5. Results and Discussion

Table 3 presents the classification accuracy rates achieved in differentiating normal and abnormal classes. It shows that 100% of abnormal tissues have been detected, i.e. the true positive rate reached 100%. The detection of normal class reached 99.04%. Table 3 illustrates that wavelet outperforms curvelet in classification between normal and abnormal mammograms. The highest average classification accuracy rate for both classes is 99.52%, while it is 91.75% when using the biggest coefficients method.

Table 4 shows that all classes of abnormalities are correctly classified by using curvelet coefficients except the microcalcification class. The highest average classification accuracy rate for all classes is 98.72% achieved by using the curvelet coefficients. In this case the curvelet transform outperforms the wavelet transform. The performance of the proposed method is significantly higher than the biggest coefficients method.

Table 5 shows that the malignant class has been classified completely. The highest average of accuracy rate is 96.88% achieved by using the wavelet or curvelet coefficients, which is still higher than the highest average obtained by using the biggest coefficients method. Table 5 illustrates that wavelet and curvelet are giving the same accuracy to differentiate between benign and malignant.

Table 3 here

Table 4 here

Table 5 here

The obtained results indicate that the proposed method is a good technique for feature extraction.

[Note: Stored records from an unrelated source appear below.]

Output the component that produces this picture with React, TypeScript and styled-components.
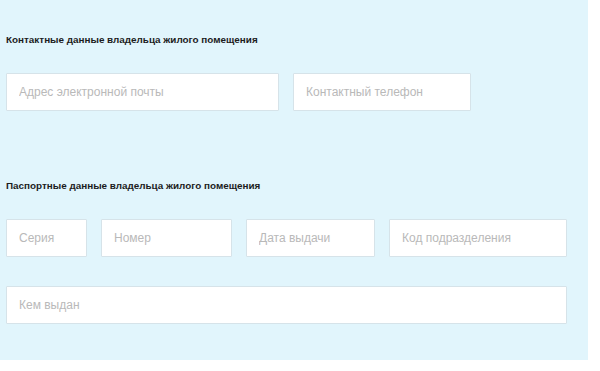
import React from 'react';
import styled, { createGlobalStyle } from 'styled-components';

const GlobalStyle = createGlobalStyle`
  html, body {
    margin: 0;
    padding: 0;
    background: #ffffff;
  }
  * {
    box-sizing: border-box;
  }
`;

const Panel = styled.div`
  width: 588px;
  height: 360px;
  background: #e1f5fc;
  padding: 34px 0 0 6px;
  font-family: "Liberation Sans", Arial, sans-serif;
`;

const Section = styled.section<{ $gap: number }>`
  margin-bottom: ${(p) => p.$gap}px;
`;

const Title = styled.h3`
  margin: 0 0 27px;
  font-size: 9.9px;
  line-height: 12px;
  font-weight: bold;
  color: #1c1c1c;
`;

const Row = styled.div`
  display: flex;
  gap: 14px;
  margin-bottom: 29px;

  &:last-child {
    margin-bottom: 0;
  }
`;

const Field = styled.input<{ $w: number }>`
  width: ${(p) => p.$w}px;
  height: 38px;
  padding: 0 12px;
  border: 1px solid #d6e3e9;
  background: #ffffff;
  font-family: "Liberation Sans", Arial, sans-serif;
  font-size: 12px;
  color: #333;
  outline: none;
  border-radius: 1px;

  &::placeholder {
    color: #b9b9b9;
  }
`;

export default function App() {
  return (
    <>
      <GlobalStyle />
      <Panel>
        <Section $gap={69}>
          <Title>Контактные данные владельца жилого помещения</Title>
          <Row>
            <Field $w={273} placeholder="Адрес электронной почты" />
            <Field $w={178} placeholder="Контактный телефон" />
          </Row>
        </Section>
        <Section $gap={0}>
          <Title>Паспортные данные владельца жилого помещения</Title>
          <Row>
            <Field $w={81} placeholder="Серия" />
            <Field $w={131} placeholder="Номер" />
            <Field $w={129} placeholder="Дата выдачи" />
            <Field $w={178} placeholder="Код подразделения" />
          </Row>
          <Row>
            <Field $w={561} placeholder="Кем выдан" />
          </Row>
        </Section>
      </Panel>
    </>
  );
}
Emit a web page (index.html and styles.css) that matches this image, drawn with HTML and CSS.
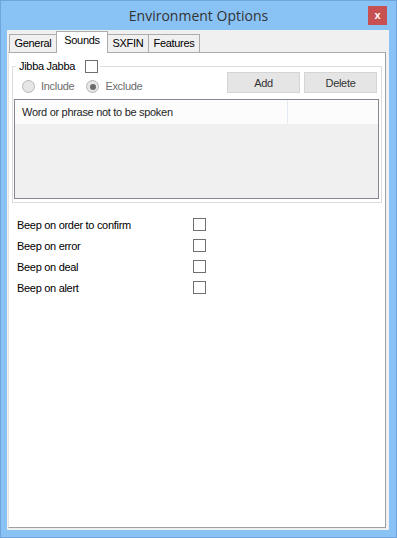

The comparison study proves that the proposed method is more efficient than the method of 100 biggest coefficients which was introduced earlier (Ferreira and Borges, 2003; Rashed et al., 2007).

The comparison between wavelet and curvelet shows that the wavelet outperforms the curvelet in distinguishing between abnormal and normal tissue, while curvelet shows efficiency in discriminating between the abnormalities classes. This supports the claim that curvelet transform provides stable, efficient and near-optimal representation of otherwise smooth objects having discontinuities along smooth curves (Soman, 2006).

6. Conclusion

A feature extraction method for finding the most significant coefficients was proposed and implemented to detect and classify breast cancer classes in mammogram images. This work focuses on using multiresolution representations advantages. The method is based on a maximization of the distances between the different classes and then a nearest neighbor classifier based on Euclidian distance is constructed. The classification accuracy rates achieved by the proposed method were 99.52% for normal versus abnormal, 98.72% for the classification of abnormality indicator, and 96.88% to determine whether the tumor is benign or malignant. The results of the proposed method were compared to the previous method developed in (Ferreira and Borges, 2003; Rashed et al., 2007). The comparison study indicated that the proposed method gives higher accuracy rates. The comparison between curvelet and wavelet showed that wavelet outperforms curvelet in classification of normal versus abnormal. The curvelet prove efficiency compared to wavelet in classification of abnormality indictor. Both wavelet and curvelet carried out the same results in classification between benign and malignant.